下り坂はいかに早く、斜面に足を取られることなく下っていくか・・・というのがポイントになります。
しかも下った先に更に道は続き、やっとピットに戻ってきたら息を着く間も無くクルーにペダルを付けてもらい今度はペダルバイクモードでもう一度同じ道へ。
ついに勝敗が決まる!レース終盤
今度は地面を蹴って進むのではなく、ペダルを漕いで進む選手たち。
急斜面がまたしても待ち受けています。
一度走った道を、もう一度行くのはもう知っているから楽と捉えるか、一度超えたものをもう一度か・・・と捉えるかでかなり景色が変わって見えることでしょう。

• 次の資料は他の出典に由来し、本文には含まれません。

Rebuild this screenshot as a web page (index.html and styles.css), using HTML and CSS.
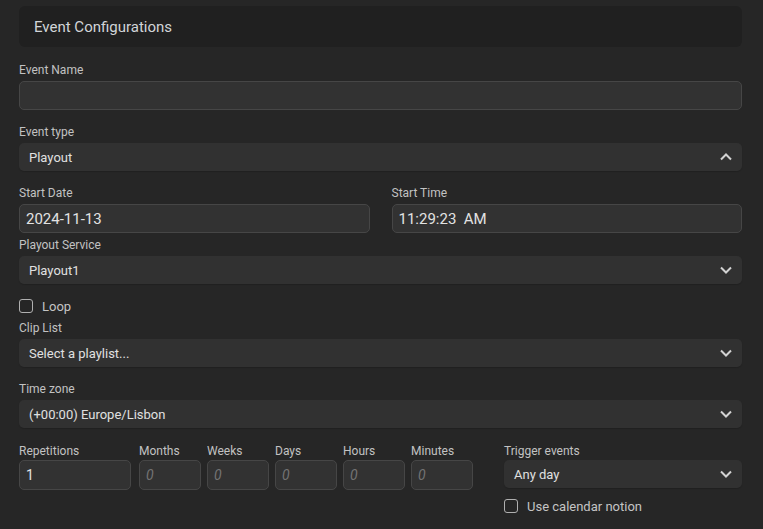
FILE: index.html
```html
<!DOCTYPE html>
<html lang="en">
<head>
<meta charset="utf-8">
<title>Event Configurations</title>
<link rel="stylesheet" href="styles.css">
</head>
<body>
<div class="page">
  <div class="header">Event Configurations</div>

  <div class="field">
    <label class="label">Event Name</label>
    <div class="input"></div>
  </div>

  <div class="field">
    <label class="label">Event type</label>
    <div class="select"><span>Playout</span>
      <svg class="chev" width="12" height="8" viewBox="0 0 12 8"><path d="M1 6.5 L6 1.5 L11 6.5" fill="none" stroke="#d2d2d2" stroke-width="2"/></svg>
    </div>
  </div>

  <div class="field row2">
    <div class="col">
      <label class="label">Start Date</label>
      <div class="input big">2024-11-13</div>
    </div>
    <div class="col">
      <label class="label">Start Time</label>
      <div class="input big">11:29:23&nbsp; AM</div>
    </div>
  </div>

  <div class="field tight">
    <label class="label">Playout Service</label>
    <div class="select"><span>Playout1</span>
      <svg class="chev" width="12" height="8" viewBox="0 0 12 8"><path d="M1 1.5 L6 6.5 L11 1.5" fill="none" stroke="#d2d2d2" stroke-width="2"/></svg>
    </div>
  </div>

  <div class="check loop"><span class="box"></span><span>Loop</span></div>

  <div class="field tight">
    <label class="label">Clip List</label>
    <div class="select"><span>Select a playlist...</span>
      <svg class="chev" width="12" height="8" viewBox="0 0 12 8"><path d="M1 1.5 L6 6.5 L11 1.5" fill="none" stroke="#d2d2d2" stroke-width="2"/></svg>
    </div>
  </div>

  <div class="field">
    <label class="label">Time zone</label>
    <div class="select"><span>(+00:00) Europe/Lisbon</span>
      <svg class="chev" width="12" height="8" viewBox="0 0 12 8"><path d="M1 1.5 L6 6.5 L11 1.5" fill="none" stroke="#d2d2d2" stroke-width="2"/></svg>
    </div>
  </div>

  <div class="field reprow">
    <div class="rcol rep">
      <label class="label small">Repetitions</label>
      <div class="input num">1</div>
    </div>
    <div class="units">
      <div class="rcol unit">
        <label class="label small">Months</label>
        <div class="input num ph">0</div>
      </div>
      <div class="rcol unit">
        <label class="label small">Weeks</label>
        <div class="input num ph">0</div>
      </div>
      <div class="rcol unit">
        <label class="label small">Days</label>
        <div class="input num ph">0</div>
      </div>
      <div class="rcol unit">
        <label class="label small">Hours</label>
        <div class="input num ph">0</div>
      </div>
      <div class="rcol unit">
        <label class="label small">Minutes</label>
        <div class="input num ph">0</div>
      </div>
    </div>
    <div class="rcol trigger">
      <label class="label small">Trigger events</label>
      <div class="select"><span>Any day</span>
        <svg class="chev" width="12" height="8" viewBox="0 0 12 8"><path d="M1 1.5 L6 6.5 L11 1.5" fill="none" stroke="#d2d2d2" stroke-width="2"/></svg>
      </div>
      <div class="check cal"><span class="box"></span><span>Use calendar notion</span></div>
    </div>
  </div>
</div>
</body>
</html>
```

FILE: styles.css
```css
* { box-sizing: border-box; }
html, body { margin: 0; padding: 0; }
body {
  background: #262626;
  font-family: Roboto, "Liberation Sans", sans-serif;
  color: #dcdcdc;
  width: 763px;
  height: 529px;
  overflow: hidden;
}
.page {
  padding: 6px 21px 0 19px;
}
.header {
  height: 41px;
  background: #202020;
  border-radius: 6px;
  padding-left: 15px;
  display: flex;
  align-items: center;
  font-size: 15px;
  color: #d2d5d8;
}
.field { margin-top: 14px; }
.header + .field { margin-top: 15px; }
.field.tight { margin-top: 4px; }
.label {
  display: block;
  font-size: 12px;
  line-height: 16px;
  margin-bottom: 3px;
  color: #c2c2c2;
}
.label.small { margin-bottom: 1px; }
.input {
  height: 29px;
  background: #323232;
  border: 1px solid #464646;
  border-radius: 5px;
  padding: 0 6px;
  display: flex;
  align-items: center;
  font-size: 14px;
  color: #e2e2e2;
}
.input.big { font-size: 15px; }
.select {
  height: 28px;
  background: #313131;
  border-radius: 5px;
  padding: 0 10px;
  display: flex;
  align-items: center;
  justify-content: space-between;
  font-size: 13px;
  color: #e0e0e0;
  box-shadow: 0 1px 1px rgba(0,0,0,0.15);
}
.chev { display: block; }
.row2 {
  display: flex;
  gap: 22px;
}
.row2 .col { flex: 1; }
.check {
  display: flex;
  align-items: center;
  gap: 9px;
  height: 20px;
  font-size: 13px;
  color: #c4c4c4;
}
.check.loop { margin-top: 12px; }
.box {
  width: 14px;
  height: 14px;
  border: 1.5px solid #b0b0b0;
  border-radius: 3px;
  flex: none;
}
.reprow {
  display: flex;
  margin-top: 15px;
}
.rep { width: 112px; margin-right: 8px; }
.units { display: flex; gap: 6px; }
.unit { width: 62px; }
.num { height: 30px; }
.ph { color: #747474; font-style: italic; }
.trigger { width: 238px; margin-left: auto; }
.check.cal { margin-top: 8px; }
```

そしてその道を越えた先に、やっとゴールが待っています。
もちろん、レースなので順位があり、勝敗もあります。けれどこの過酷な道を進むとき、まず一番に戦ったのは自分自身だったと思うのです。「もうダメかもしれない・・・」「辛い」「苦しい」そう思う自分と戦い、戦い抜いた全ての選手に、ゴールでは心からの拍手が送られていました。
レースを終えて
大会終了後は表彰式。
1位〜3位までの選手にはトロフィーが贈られます。
「げんかいの森」に挑戦したことは、子どもたちにとって思い出のひとつに過ぎないのかもしれません。
けれど「自分と戦った」この日のことは、大人になってもずっと彼ら、彼女らの心の中に残り続けてくれるのではないかと思いました。
げんかいの森に挑戦してくれた60名の勇者の皆さん。本当にお疲れ様でした。とっても、かっこよかったです。